> GIVEN PROBLEM:
No images are to be carried over; print all other material exactly as it stands.

> PROVIDED MATERIAL:
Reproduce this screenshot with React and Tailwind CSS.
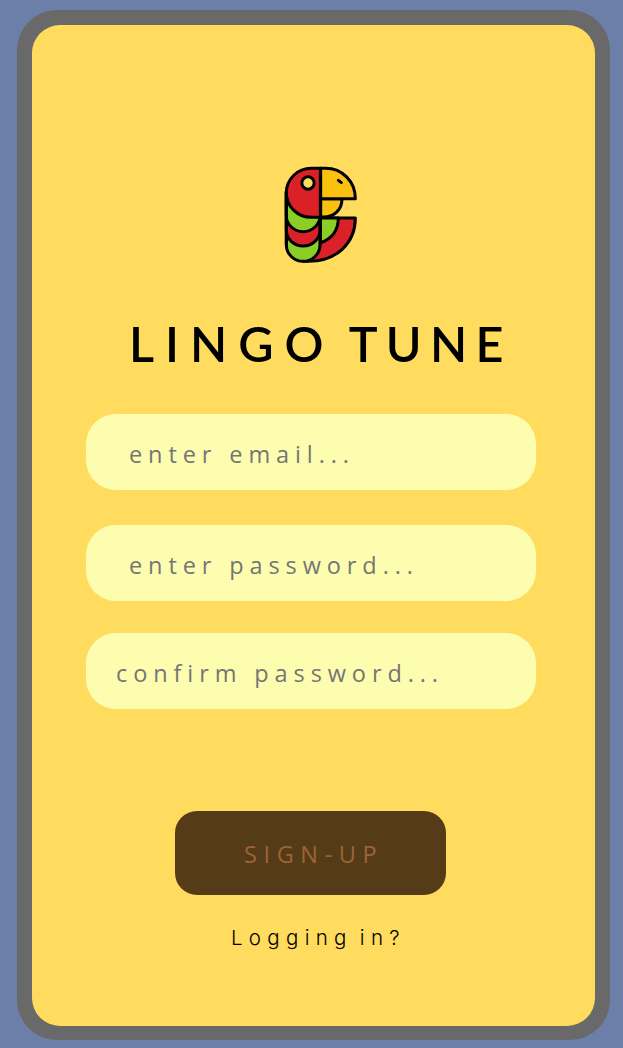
function Parrot() {
  return (
    <svg viewBox="0 0 300 360" className="h-[120px] w-[100px]" stroke="#000" strokeWidth="9" strokeLinejoin="round" aria-hidden="true">
      <path d="M150 189H256C256 264 200 319 115 319H100Z" fill="#da2128" />
      <path d="M150 189H205C205 226 185 252 150 264Z" fill="#8ace27" />
      <path d="M49 110H150V269A50.500 50 0 0 1 49 269Z" fill="#8ace27" />
      <path d="M49 120H150V225A50.500 48 0 0 1 49 225Z" fill="#da2128" />
      <path d="M49 110H150V182A50.500 48 0 0 1 49 182Z" fill="#8ace27" />
      <path d="M152 40H124C82 40 49 73 49 113C49 154 82 187 124 187H152Z" fill="#da2128" />
      <path d="M152 131H216C216 163 194 186 160 186H152Z" fill="#fcc00e" />
      <path d="M152 40H166C218 40 256 80 256 131H152Z" fill="#fcc00e" />
      <path d="M49 108V269M151 40V269" fill="none" />
      <circle cx="114" cy="84" r="18.500" fill="#ffdc60" />
      <path d="M205 76L214 83" strokeLinecap="round" />
    </svg>
  );
}

function Field({ placeholder, type = "text", className }) {
  return (
    <input
      type={type}
      placeholder={placeholder}
      aria-label={placeholder}
      className={`block h-[76px] w-[450px] rounded-[30px] bg-[#fdfdaf] pt-[3px] font-['Open_Sans',sans-serif] text-[23.500px] font-normal tracking-[5.900px] outline-none placeholder:text-[#757575] ${className}`}
    />
  );
}

export default function App() {
  return (
    <main className="h-[1048px] w-full overflow-hidden bg-[#6b7fa8] pt-[10px] pl-[17px]">
      <section className="h-[1030px] w-[593px] rounded-[40px] bg-[#696969] px-[15px] pt-[15px] pb-[14px]">
        <form className="flex h-full flex-col items-start rounded-[28px] bg-[#ffdb5e] pl-[54px]">
          <div className="mt-[130px] ml-[184px]">
            <Parrot />
          </div>
          <h1 className="mt-[33px] ml-[43px] h-[71px] font-[Lato,sans-serif] text-[48.500px] leading-[70px] font-semibold tracking-[11px] whitespace-nowrap [word-spacing:-9px]">
            LINGO <span className="tracking-[8.300px]">TUNE</span>
          </h1>
          <Field placeholder="enter email..." className="mt-[35px] pl-[43px]" />
          <Field placeholder="enter password..." className="mt-[35px] pl-[43px]" />
          <Field placeholder="confirm password..." className="mt-[32px] pl-[30px]" />
          <button type="button" className="mt-[102px] ml-[89px] h-[84px] w-[271px] rounded-[22px] bg-[#553b17] pt-[3px] pl-[69px] text-left font-['Open_Sans',sans-serif] text-[23.500px] font-normal tracking-[6.600px] text-[#9c6435]">
            SIGN-UP
          </button>
          <a href="#" className="mt-[27px] ml-[145px] font-[Inter,sans-serif] text-[20.500px] leading-[32px] font-light tracking-[6.300px] whitespace-nowrap text-black [word-spacing:-5px]">
            Logging in?
          </a>
        </form>
      </section>
    </main>
  );
}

> FINAL RESULT:
Reproduce this screenshot with React and Tailwind CSS.
function Parrot() {
  return (
    <svg viewBox="0 0 300 360" className="h-[120px] w-[100px]" stroke="#000" strokeWidth="9" strokeLinejoin="round" aria-hidden="true">
      <path d="M150 189H256C256 264 200 319 115 319H100Z" fill="#da2128" />
      <path d="M150 189H205C205 226 185 252 150 264Z" fill="#8ace27" />
      <path d="M49 110H150V269A50.500 50 0 0 1 49 269Z" fill="#8ace27" />
      <path d="M49 120H150V225A50.500 48 0 0 1 49 225Z" fill="#da2128" />
      <path d="M49 110H150V182A50.500 48 0 0 1 49 182Z" fill="#8ace27" />
      <path d="M152 40H124C82 40 49 73 49 113C49 154 82 187 124 187H152Z" fill="#da2128" />
      <path d="M152 131H216C216 163 194 186 160 186H152Z" fill="#fcc00e" />
      <path d="M152 40H166C218 40 256 80 256 131H152Z" fill="#fcc00e" />
      <path d="M49 108V269M151 40V269" fill="none" />
      <circle cx="114" cy="84" r="18.500" fill="#ffdc60" />
      <path d="M205 76L214 83" strokeLinecap="round" />
    </svg>
  );
}

function Field({ placeholder, type = "text", className }) {
  return (
    <input
      type={type}
      placeholder={placeholder}
      aria-label={placeholder}
      className={`block h-[76px] w-[450px] rounded-[30px] bg-[#fdfdaf] pt-[3px] font-['Open_Sans',sans-serif] text-[23.500px] font-normal tracking-[5.900px] outline-none placeholder:text-[#757575] ${className}`}
    />
  );
}

export default function App() {
  return (
    <main className="h-[1048px] w-full overflow-hidden bg-[#6b7fa8] pt-[10px] pl-[17px]">
      <section className="h-[1030px] w-[593px] rounded-[40px] bg-[#696969] px-[15px] pt-[15px] pb-[14px]">
        <form className="flex h-full flex-col items-start rounded-[28px] bg-[#ffdb5e] pl-[54px]">
          <div className="mt-[130px] ml-[184px]">
            <Parrot />
          </div>
          <h1 className="mt-[33px] ml-[43px] h-[71px] font-[Lato,sans-serif] text-[48.500px] leading-[70px] font-semibold tracking-[11px] whitespace-nowrap [word-spacing:-9px]">
            LINGO <span className="tracking-[8.300px]">TUNE</span>
          </h1>
          <Field placeholder="enter email..." className="mt-[35px] pl-[43px]" />
          <Field placeholder="enter password..." className="mt-[35px] pl-[43px]" />
          <Field placeholder="confirm password..." className="mt-[32px] pl-[30px]" />
          <button type="button" className="mt-[102px] ml-[89px] h-[84px] w-[271px] rounded-[22px] bg-[#553b17] pt-[3px] pl-[69px] text-left font-['Open_Sans',sans-serif] text-[23.500px] font-normal tracking-[6.600px] text-[#9c6435]">
            SIGN-UP
          </button>
          <a href="#" className="mt-[27px] ml-[145px] font-[Inter,sans-serif] text-[20.500px] leading-[32px] font-light tracking-[6.300px] whitespace-nowrap text-black [word-spacing:-5px]">
            Logging in?
          </a>
        </form>
      </section>
    </main>
  );
}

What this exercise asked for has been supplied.